In this case, under a constraint where a reflection suppression unit in a butting portion (ferrule end face) of the optical connectors is not suitable for a butting portion of the optical fibers within a positioning groove, it is desirable to realize a reflecting connection with a simple method without a complicated configuration.
For example, the method of Patent Document 1 etches the optical fiber, and is complicated.
Furthermore, the method of Patent Document 2 needs to be exactly set the retract amount d of an optical fiber end face with respect to the ferrule end face. However, the retract amount d of an optical fiber end face needs to be set exactly corresponding to the elasticity of the ferrule. Therefore, the method of Patent Document 2 is also complicated.
Furthermore, Patent Document 3 relates to an optical attenuator, and a gap is formed between the optical fibers. Therefore, Patent Document 3 differs from an optical connector in which the optical fibers are mutually butt connected.
Thereupon, a method is being focused on, in which a reflection in a butting portion is suppressed by beveling each end face of the internal optical fiber and the insert optical fiber in an optical connector having a configuration as shown in FIG. 1.
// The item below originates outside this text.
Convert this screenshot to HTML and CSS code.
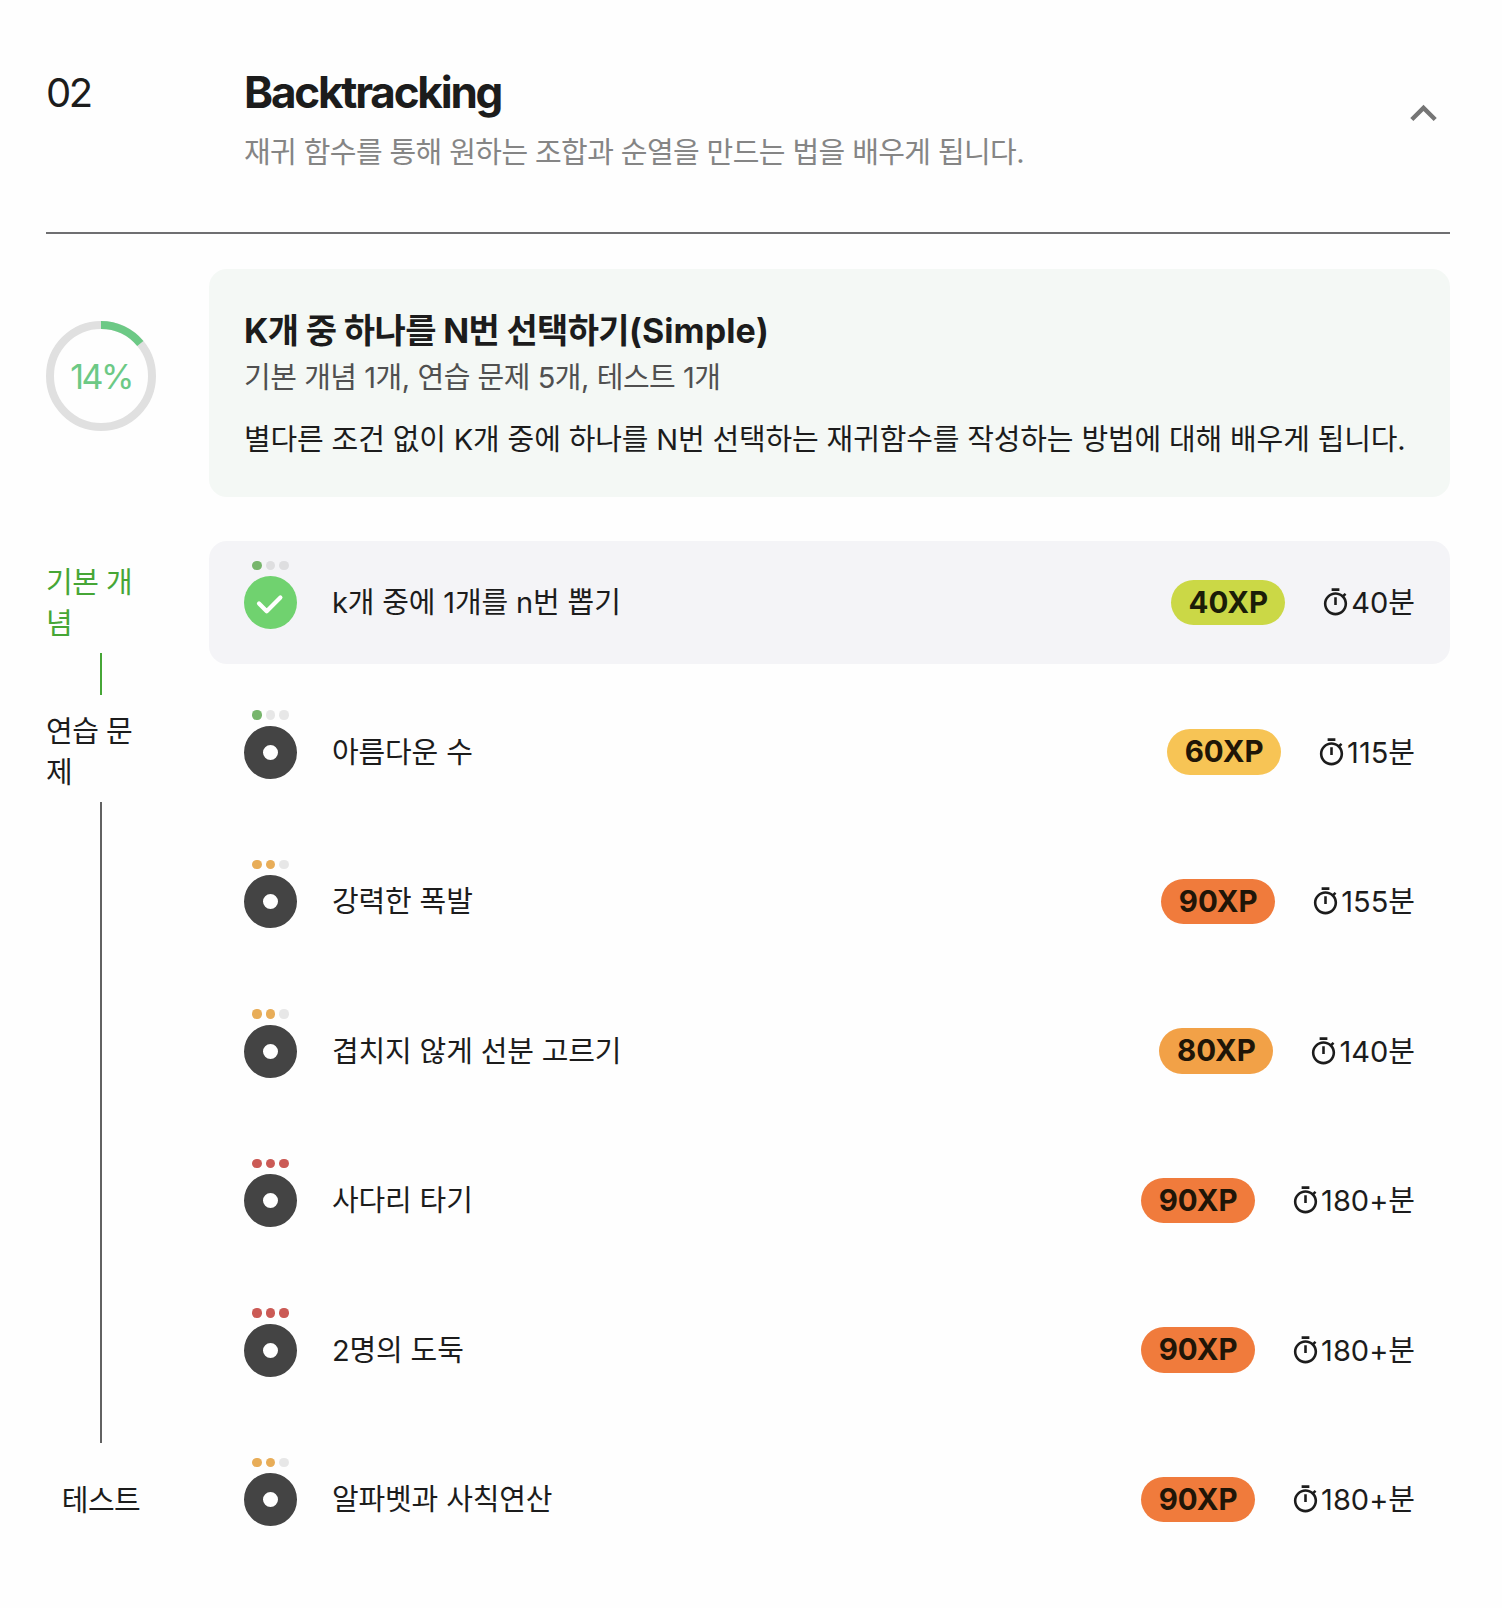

In this case, polishing an end face of an optical fiber to a beveled end face is also complicated. Therefore, cutting an end face of an optical fiber to a beveled end face is being focused.
However, when inserting an insert optical fiber 10a into a positioning groove 5a and butt connecting the insert optical fiber 10a to an internal optical fiber 2 during the assembly of an optical connector, since the tip ends of the beveled end faces of both the optical fibers 2, 10a are sharp, there is a possibility that the optical fibers 2, 10a will become chipped when butt connecting the insert optical fiber 10a to the internal optical fiber 2 within an invisible positioning groove. Since the optical connector with a chipped end face portion of an optical fiber is a defective product, it is important to avoid chipping the tip end portion while butting.